There were 6763 presentations to the Bathurst ED in the first quarter of 2019, up eight per cent on the 6262 in the first quarter of 2018, according to the latest Bureau of Health Information quarterly report.
Bathurst Hospital general manager Cathy Marshall said a number of strategies had been put in place in the ED to cope with the increased numbers.
"This has included using nurse practitioners, working with medical staff where required, to care for less urgent cases," she said.
A physiotherapist assesses and treats some sporting and muscular injuries, and an after hours GP clinic operates on site.
The new quarterly report shows EDs in western NSW were swamped by thousands of extra patients due, in part, to an earlier-than-usual flu season.
During the first quarter of 2019, 46,938 people attended one of the region's EDs - up 5.1pc on the 44,658 during the same quarter last year.
Of those, 233 attendances were for a resuscitation (up 3.6pc) and there were 4690 presentations for a life-threatening emergency (up 7.6pc).
The biggest jump was at Lachlan Health Service, Forbes, which had a 23.5pc increase in presentations (from 1664 patients to 2055).
Western NSW Local Health District chief executive Scott McLachlan said despite the increase, 86.2pc of patients in Forbes were treated within clinically recommended time frames.
Mudgee's ED had the second-highest growth in presentations - up 11.9pc from 2699 to 3019 people.
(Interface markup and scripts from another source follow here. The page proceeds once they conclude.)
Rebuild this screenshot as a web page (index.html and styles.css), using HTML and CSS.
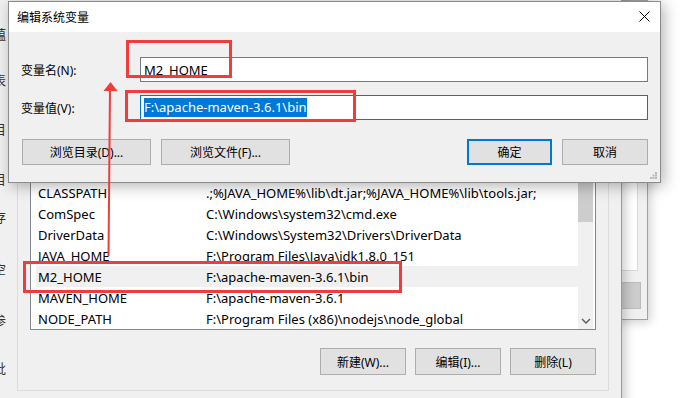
FILE: index.html
```html
<!DOCTYPE html>
<html>
<head>
  <link rel="stylesheet" href="styles.css">
</head>
<body>
  <div class="desk">
    <!-- window cut off at the left edge -->
    <div class="win win-edge">
      <span style="top: 24px">蕴</span>
      <span style="top: 70px">表</span>
      <span style="top: 119px">目</span>
      <span style="top: 169px">目</span>
      <span style="top: 207px">存</span>
      <span style="top: 259px">空</span>
      <span style="top: 310px">参</span>
      <span style="top: 358px">批</span>
    </div>

    <!-- window further back on the right -->
    <div class="win win-far">
      <div class="far-panel"></div>
      <div class="far-button"></div>
    </div>

    <!-- environment variables window -->
    <div class="win win-env">
      <div class="group">
        <div class="list">
          <div class="rows">
            <div class="row"><span class="name">CLASSPATH</span><span class="value">.;%JAVA_HOME%\lib\dt.jar;%JAVA_HOME%\lib\tools.jar;</span></div>
            <div class="row"><span class="name">ComSpec</span><span class="value">C:\Windows\system32\cmd.exe</span></div>
            <div class="row"><span class="name">DriverData</span><span class="value">C:\Windows\System32\Drivers\DriverData</span></div>
            <div class="row"><span class="name">JAVA_HOME</span><span class="value">F:\Program Files\Java\jdk1.8.0_151</span></div>
            <div class="row row-selected"><span class="name">M2_HOME</span><span class="value">F:\apache-maven-3.6.1\bin</span></div>
            <div class="row"><span class="name">MAVEN_HOME</span><span class="value">F:\apache-maven-3.6.1</span></div>
            <div class="row"><span class="name">NODE_PATH</span><span class="value">F:\Program Files (x86)\nodejs\node_global</span></div>
          </div>
          <div class="scrollbar">
            <div class="thumb"></div>
            <svg class="scroll-down" width="10" height="6" viewBox="0 0 10 6">
              <path d="M1 1 L5 5 L9 1" fill="none" stroke="#606060" stroke-width="1.5"/>
            </svg>
          </div>
        </div>
        <div class="actions">
          <button class="btn">新建(W)...</button>
          <button class="btn">编辑(I)...</button>
          <button class="btn">删除(L)</button>
        </div>
      </div>
    </div>

    <!-- edit dialog -->
    <div class="win dialog">
      <div class="titlebar">
        <span class="title">编辑系统变量</span>
        <svg class="close" width="11" height="11" viewBox="0 0 11 11">
          <path d="M0.5 0.5 L10.5 10.5 M10.5 0.5 L0.5 10.5" stroke="#000" stroke-width="1"/>
        </svg>
      </div>
      <div class="dialog-body">
        <div class="field">
          <span class="label">变量名(N):</span>
          <div class="input">M2_HOME</div>
        </div>
        <div class="field">
          <span class="label">变量值(V):</span>
          <div class="input input-focus"><span class="selected">F:\apache-maven-3.6.1\bin</span></div>
        </div>
        <div class="dialog-buttons">
          <button class="btn btn-wide">浏览目录(D)...</button>
          <button class="btn btn-wide">浏览文件(F)...</button>
          <span class="spacer"></span>
          <button class="btn btn-default">确定</button>
          <button class="btn">取消</button>
        </div>
      </div>
      <svg class="grip" width="7" height="7" viewBox="0 0 7 7">
        <rect x="5" y="0" width="2" height="2" fill="#b8b8b8"/>
        <rect x="2.5" y="2.5" width="2" height="2" fill="#b8b8b8"/>
        <rect x="5" y="2.5" width="2" height="2" fill="#b8b8b8"/>
        <rect x="0" y="5" width="2" height="2" fill="#b8b8b8"/>
        <rect x="2.5" y="5" width="2" height="2" fill="#b8b8b8"/>
        <rect x="5" y="5" width="2" height="2" fill="#b8b8b8"/>
      </svg>
    </div>

    <!-- red annotations drawn over the screenshot -->
    <svg class="marks" width="697" height="398" viewBox="0 0 697 398">
      <g fill="none" stroke="#f23b3b" stroke-width="3">
        <rect x="127.5" y="41.5" width="103" height="35"/>
        <rect x="126.5" y="91.5" width="228" height="29"/>
        <rect x="24.5" y="262.5" width="376" height="29"/>
      </g>
      <line x1="110" y1="88" x2="108.5" y2="256" stroke="#f23b3b" stroke-width="2"/>
      <polygon points="110.5,82 103.5,91 117.5,91" fill="#f23b3b"/>
    </svg>
  </div>
</body>
</html>
```

FILE: styles.css
```css
body {
  margin: 0;
  background: #ffffff;
  font-family: 'Noto Sans', 'Noto Sans CJK SC', sans-serif;
  font-size: 12px;
  color: #000;
  overflow: hidden;
}

.desk {
  position: relative;
  width: 697px;
  height: 398px;
  overflow: hidden;
}

.win {
  position: absolute;
  box-sizing: border-box;
  background: #f0f0f0;
}

/* Window cut off at the left */
.win-edge {
  left: 0;
  top: 0;
  width: 8px;
  height: 398px;
  overflow: hidden;
  z-index: 2;
}

.win-edge span {
  position: absolute;
  left: -7px;
  font-size: 13px;
  color: #333;
}

/* Window behind on the right */
.win-far {
  left: 520px;
  top: 0;
  width: 128px;
  height: 320px;
  border: 1px solid #a0a0a0;
  box-shadow: 2px 2px 10px rgba(0, 0, 0, 0.2);
  padding: 99px 6px 0 0;
  display: flex;
  flex-direction: column;
  align-items: flex-end;
  gap: 11px;
}

.far-panel {
  width: 100px;
  height: 171px;
  margin-right: 3px;
  background: #fff;
  border: 1px solid #d9d9d9;
  box-sizing: border-box;
}

.far-button {
  width: 60px;
  height: 27px;
  background: #cccccc;
  border: 1px solid #bcbcbc;
  box-sizing: border-box;
}

/* Environment variables window */
.win-env {
  left: 0;
  top: 0;
  width: 622px;
  height: 420px;
  border-right: 1px solid #9a9a9a;
  box-shadow: 3px 0 10px rgba(0, 0, 0, 0.22);
  padding: 150px 12px 0 17px;
  z-index: 1;
}

.group {
  border: 1px solid #dcdcdc;
  padding: 30px 12px 15px 12px;
}

.list {
  display: flex;
  background: #fff;
  border: 1px solid #828790;
  padding-right: 2px;
}

.rows {
  flex: 1;
  padding-left: 5px;
}

.row {
  display: flex;
  height: 21px;
  align-items: center;
  padding-left: 2px;
  font-size: 13px;
  color: #000;
  white-space: nowrap;
}

.row-selected {
  background: #f0f0f0;
}

.name {
  width: 168px;
}

.scrollbar {
  width: 15px;
  background: #f0f0f0;
  display: flex;
  flex-direction: column;
  align-items: center;
  justify-content: space-between;
  padding-bottom: 5px;
}

.thumb {
  width: 15px;
  height: 40px;
  background: #cdcdcd;
}

.actions {
  display: flex;
  justify-content: flex-end;
  gap: 9px;
  margin-top: 18px;
}

.btn {
  height: 27px;
  width: 86px;
  background: #e1e1e1;
  border: 1px solid #adadad;
  font-family: 'Noto Sans', 'Noto Sans CJK SC', sans-serif;
  font-size: 12px;
  color: #000;
  padding: 0;
}

/* Edit dialog */
.dialog {
  left: 8px;
  top: 1px;
  width: 653px;
  height: 182px;
  border: 1px solid #8c8c8c;
  box-shadow: 3px 3px 14px rgba(0, 0, 0, 0.3);
  z-index: 3;
}

.titlebar {
  height: 30px;
  background: #fff;
  display: flex;
  align-items: center;
  justify-content: space-between;
  padding: 0 10px 0 8px;
}

.title {
  font-size: 12px;
}

.close {
  margin-top: -2px;
}

.dialog-body {
  padding: 25px 12px 0 12px;
  display: flex;
  flex-direction: column;
  gap: 13px;
}

.field {
  display: flex;
  align-items: center;
}

.label {
  width: 119px;
}

.input {
  flex: 1;
  box-sizing: border-box;
  height: 25px;
  background: #fff;
  border: 1px solid #7a7a7a;
  padding: 0 3px;
  font-size: 13px;
  display: flex;
  align-items: center;
}

.input-focus {
  border-color: #0078d7;
}

.selected {
  background: #0078d7;
  color: #fff;
  line-height: 19px;
}

.dialog-buttons {
  display: flex;
  gap: 10px;
  margin-top: 6px;
  padding-left: 1px;
}

.dialog-buttons .btn {
  height: 26px;
}

.btn-wide {
  width: 129px;
}

.spacer {
  flex: 1;
}

.btn-default {
  width: 85px;
  border: 2px solid #0078d7;
}

.grip {
  position: absolute;
  right: 3px;
  bottom: 3px;
}

.marks {
  position: absolute;
  left: 0;
  top: 0;
  z-index: 4;
}
```
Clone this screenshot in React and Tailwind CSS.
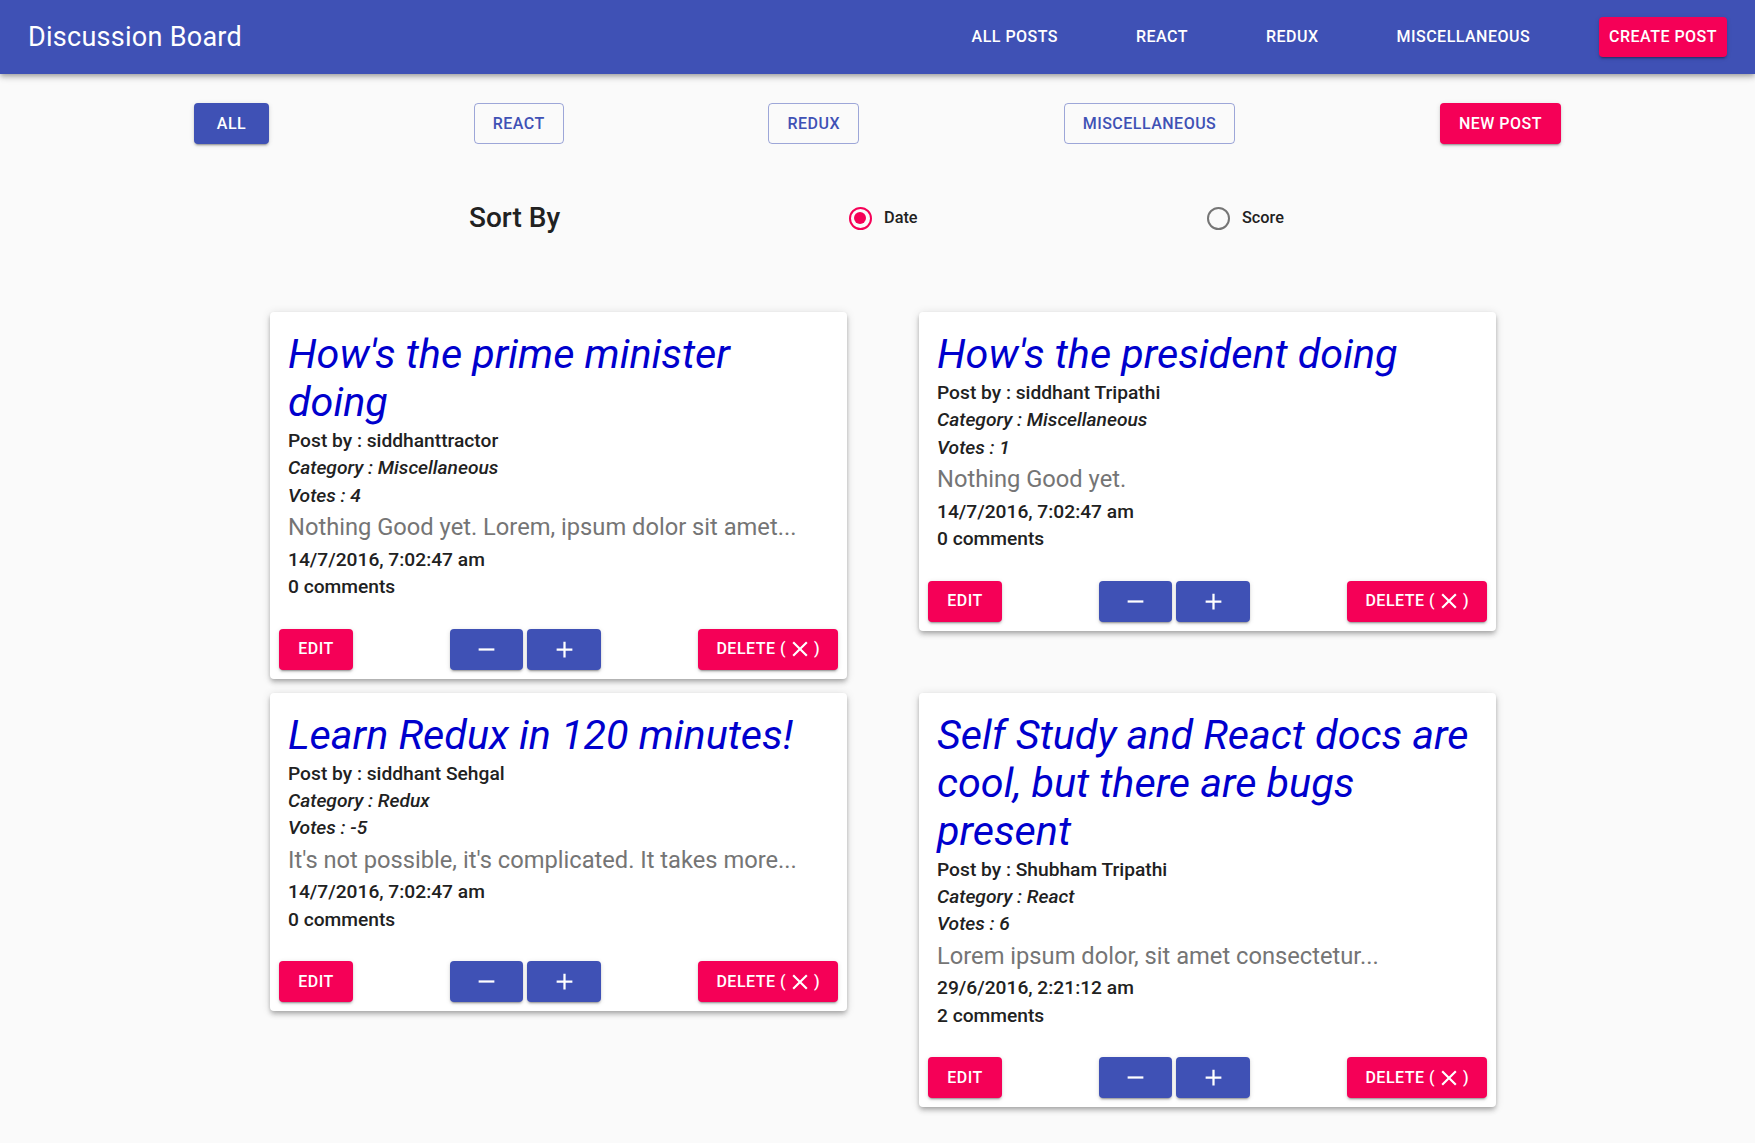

Patient numbers in Orange's ED jumped by 6.8pc from 7297 to 7792, while Dubbo had the smallest growth in presentations, up by 6.2pc from 8085 to 8588.
Lithgow Hospital's ED, which is located in the Nepean Blue Mountains Local Health District, had a 7.9pc jump in presentations (from 3059 to 3301).
Despite the flood of sick and injured people into EDs across western NSW, every hospital treated the most urgent cases within clinically recommended time frames.
Mr McLachlan said the district had performed well in key areas and it demonstrated that local hospitals could handle complex emergency cases.
"Getting patients to hospitals that can provide the right level of care is critical, particularly when there is a very severe injury or illness," he said.
"It's testament to the work of our staff, and the investment in our hospitals, that we can see our role in complex emergency work strengthening."